Collect from the data below each line with "components".
---+---
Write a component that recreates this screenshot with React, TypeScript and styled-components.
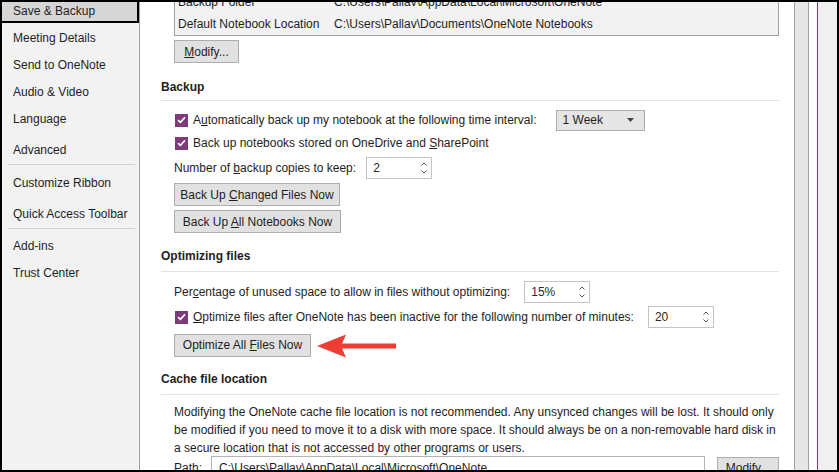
import styled, { createGlobalStyle } from "styled-components";

const GlobalStyle = createGlobalStyle`
  html, body {
    margin: 0;
    padding: 0;
    background: #000;
  }
  body {
    font-family: "Liberation Sans", Arial, sans-serif;
    font-size: 12px;
    color: #1e1e1e;
  }
`;

const menu = [
  { label: "Save & Backup", gap: -2, selected: true },
  { label: "Meeting Details", gap: 4 },
  { label: "Send to OneNote", gap: 4 },
  { label: "Audio & Video", gap: 4 },
  { label: "Language", gap: 4 },
  { label: "Advanced", gap: 8, rule: true },
  { label: "Customize Ribbon", gap: 7 },
  { label: "Quick Access Toolbar", gap: 8, rule: true },
  { label: "Add-ins", gap: 6 },
  { label: "Trust Center", gap: 4 },
];

function Check() {
  return (
    <CheckBox>
      <svg width="9" height="8" viewBox="0 0 9 8">
        <path d="M1 4.2 L3.4 6.4 L8 1.4" fill="none" stroke="#fff" strokeWidth="1.6" />
      </svg>
    </CheckBox>
  );
}

function Spinner({ value, width = 66 }: { value: string; width?: number }) {
  return (
    <SpinBox style={{ width }}>
      <span>{value}</span>
      <SpinArrows>
        <svg width="6" height="4" viewBox="0 0 6 4">
          <path d="M0.5 3.5 L3 1 L5.5 3.5" fill="none" stroke="#555" strokeWidth="1" />
        </svg>
        <svg width="6" height="4" viewBox="0 0 6 4">
          <path d="M0.5 0.5 L3 3 L5.5 0.5" fill="none" stroke="#555" strokeWidth="1" />
        </svg>
      </SpinArrows>
    </SpinBox>
  );
}

function App() {
  return (
    <>
      <GlobalStyle />
      <Frame>
        <Sidebar>
          {menu.map((m) => (
            <div key={m.label}>
              <MenuItem $gap={m.gap} $selected={!!m.selected}>
                {m.label}
              </MenuItem>
              {m.rule && <MenuRule />}
            </div>
          ))}
        </Sidebar>

        <Main>
          <Scroller>
            {/* locations table, scrolled partly out of view */}
            <Indent>
              <LocationTable>
                <Cell>Backup Folder</Cell>
                <Cell>C:\Users\Pallav\AppData\Local\Microsoft\OneNote</Cell>
                <Cell>Default Notebook Location</Cell>
                <Cell>C:\Users\Pallav\Documents\OneNote Notebooks</Cell>
              </LocationTable>
              <Button $w={65} $mt={4}>
                <span>
                  <u>M</u>odify...
                </span>
              </Button>
            </Indent>

            <Heading $mt={15}>Backup</Heading>
            <Rule $mt={4} />
            <Indent>
              <Row $mt={7} $h={24}>
                <Check />
                <Label>
                  A<u>u</u>tomatically back up my notebook at the following time interval:
                </Label>
                <Dropdown>
                  <span>1 Week</span>
                  <svg width="7" height="4" viewBox="0 0 7 4">
                    <path d="M0 0 H7 L3.5 4 Z" fill="#444" />
                  </svg>
                </Dropdown>
              </Row>
              <Row $h={22}>
                <Check />
                <Label>
                  Back up notebooks stored on OneDrive and <u>S</u>harePoint
                </Label>
              </Row>
              <Row $mt={2} $h={24}>
                <Label $flush>
                  Number of <u>b</u>ackup copies to keep:
                </Label>
                <Spacer $w={10} />
                <Spinner value="2" />
              </Row>
              <Button $w={166} $mt={3}>
                <span>
                  Back Up <u>C</u>hanged Files Now
                </span>
              </Button>
              <Button $w={167} $mt={4}>
                <span>
                  Back Up <u>A</u>ll Notebooks Now
                </span>
              </Button>
            </Indent>

            <Heading $mt={14}>Optimizing files</Heading>
            <Rule $mt={6} />
            <Indent>
              <Row $mt={9} $h={22}>
                <Label $flush>
                  Per<u>c</u>entage of unused space to allow in files without optimizing:
                </Label>
                <Spacer $w={14} />
                <Spinner value="15%" />
              </Row>
              <Row $mt={3} $h={22}>
                <Check />
                <Label>
                  <u>O</u>ptimize files after OneNote has been inactive for the following number of minutes:
                </Label>
                <Spacer $w={14} />
                <Spinner value="20" />
              </Row>
              <Row $mt={5} $h={24}>
                <Button $w={137}>
                  <span>
                    Optimize All <u>F</u>iles Now
                  </span>
                </Button>
                <Callout width="80" height="26" viewBox="0 0 80 26">
                  <rect x="22" y="10.5" width="57" height="5" fill="#ee3d33" />
                  <polygon points="0,13 29,1.5 24,13 29,24.5" fill="#ee3d33" />
                </Callout>
              </Row>
            </Indent>

            <Heading $mt={13}>Cache file location</Heading>
            <Rule $mt={6} />
            <Indent>
              <Paragraph>
                <div>
                  Modifying the OneNote cache file location is not recommended. Any unsynced changes will be lost. It should only
                </div>
                <div>
                  be modified if you need to move it to a disk with more space. It should always be on a non-removable hard disk in
                </div>
                <div>a secure location that is not accessed by other programs or users.</div>
              </Paragraph>
              <Row $mt={-1} $h={24}>
                <Label $flush>Path:</Label>
                <PathInput>C:\Users\Pallav\AppData\Local\Microsoft\OneNote</PathInput>
                <Button $w={62}>Modify...</Button>
              </Row>
            </Indent>
          </Scroller>
        </Main>

        <ScrollTrack />
        <PaneEdge />
      </Frame>
    </>
  );
}

export default App;

const Frame = styled.div`
  width: 839px;
  height: 472px;
  box-sizing: border-box;
  border: 2px solid #000;
  display: flex;
  overflow: hidden;
  background: #fff;
`;

const Sidebar = styled.nav`
  flex: none;
  width: 137px;
  background: #f2f2f2;
  border-right: 1px solid #a0a0a0;
  display: flex;
  flex-direction: column;
  overflow: hidden;
`;

const MenuItem = styled.div<{ $gap: number; $selected: boolean }>`
  height: 23px;
  line-height: 23px;
  margin-top: ${(p) => p.$gap}px;
  padding-left: 11px;
  white-space: nowrap;
  box-sizing: border-box;

  ${(p) =>
    p.$selected &&
    `
    margin-left: -2px;
    width: 139px;
    padding-left: 11px;
    line-height: 19px;
    background: #d6d6d6;
    border: 2px solid #000;
  `}
`;

const MenuRule = styled.div`
  height: 1px;
  background: #d4d4d4;
  margin: 2px 4px 0 6px;
`;

const Main = styled.main`
  flex: none;
  width: 654px;
  overflow: hidden;
`;

const Scroller = styled.div`
  margin-top: -12px;
  padding: 0 15px 0 21px;
`;

const Indent = styled.div`
  padding-left: 13px;
  display: flex;
  flex-direction: column;
  align-items: flex-start;
`;

const LocationTable = styled.div`
  align-self: stretch;
  display: grid;
  grid-template-columns: 156px 1fr;
  grid-auto-rows: 22px;
  padding-left: 3px;
  background: #f2f2f2;
  border: 1px solid #a0a0a0;
`;

const Cell = styled.div`
  line-height: 22px;
  white-space: nowrap;
`;

const Button = styled.div<{ $w?: number; $mt?: number }>`
  box-sizing: border-box;
  width: ${(p) => (p.$w ? `${p.$w}px` : "auto")};
  height: 23px;
  margin-top: ${(p) => p.$mt ?? 0}px;
  display: flex;
  align-items: center;
  justify-content: center;
  background: #e1e1e1;
  border: 1px solid #adadad;
  white-space: nowrap;
  flex: none;
`;

const Heading = styled.div<{ $mt: number }>`
  margin-top: ${(p) => p.$mt}px;
  height: 18px;
  line-height: 18px;
  font-weight: 700;
`;

const Rule = styled.div<{ $mt: number }>`
  margin-top: ${(p) => p.$mt}px;
  height: 1px;
  background: #e2e2e2;
`;

const Row = styled.div<{ $mt?: number; $h: number }>`
  margin-top: ${(p) => p.$mt ?? 0}px;
  height: ${(p) => p.$h}px;
  display: flex;
  align-items: center;
  align-self: stretch;
  white-space: nowrap;
`;

const CheckBox = styled.span`
  flex: none;
  width: 13px;
  height: 13px;
  margin-left: 1px;
  background: #7e3a7a;
  display: flex;
  align-items: center;
  justify-content: center;
`;

const Label = styled.span<{ $flush?: boolean }>`
  margin-left: ${(p) => (p.$flush ? 0 : 5)}px;
`;

const Spacer = styled.span<{ $w: number }>`
  flex: none;
  width: ${(p) => p.$w}px;
`;

const Dropdown = styled.div`
  box-sizing: border-box;
  margin-left: 19px;
  width: 89px;
  height: 21px;
  padding: 0 10px 0 6px;
  display: flex;
  align-items: center;
  justify-content: space-between;
  background: #e5e5e5;
  border: 1px solid #adadad;
`;

const SpinBox = styled.div`
  box-sizing: border-box;
  height: 22px;
  padding: 0 4px 0 6px;
  display: flex;
  align-items: center;
  justify-content: space-between;
  background: #fff;
  border: 1px solid #c4c4c4;
  color: #2a2a2a;
`;

const SpinArrows = styled.span`
  display: flex;
  flex-direction: column;
  gap: 4px;
`;

const Callout = styled.svg`
  flex: none;
  margin-left: 6px;
  margin-top: 1px;
`;

const Paragraph = styled.div`
  margin-top: 8px;
  line-height: 18px;
  white-space: nowrap;
`;

const PathInput = styled.div`
  box-sizing: border-box;
  margin: 0 12px 0 9px;
  width: 496px;
  height: 24px;
  padding-left: 7px;
  display: flex;
  align-items: center;
  background: #fff;
  border: 1px solid #b4b4b4;
`;

const ScrollTrack = styled.div`
  flex: none;
  width: 15px;
  box-sizing: border-box;
  background: #e6e6e6;
  border-left: 1px solid #a0a0a0;
  border-right: 1px solid #a0a0a0;
`;

const PaneEdge = styled.div`
  flex: none;
  width: 19px;
  margin-left: 8px;
  background: #f0f0f0;
  border-left: 1px solid #7b3a78;
`;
---+---
— RESPONSE TO THE TASK —
Write a component that recreates this screenshot with React, TypeScript and styled-components.
import styled, { createGlobalStyle } from "styled-components";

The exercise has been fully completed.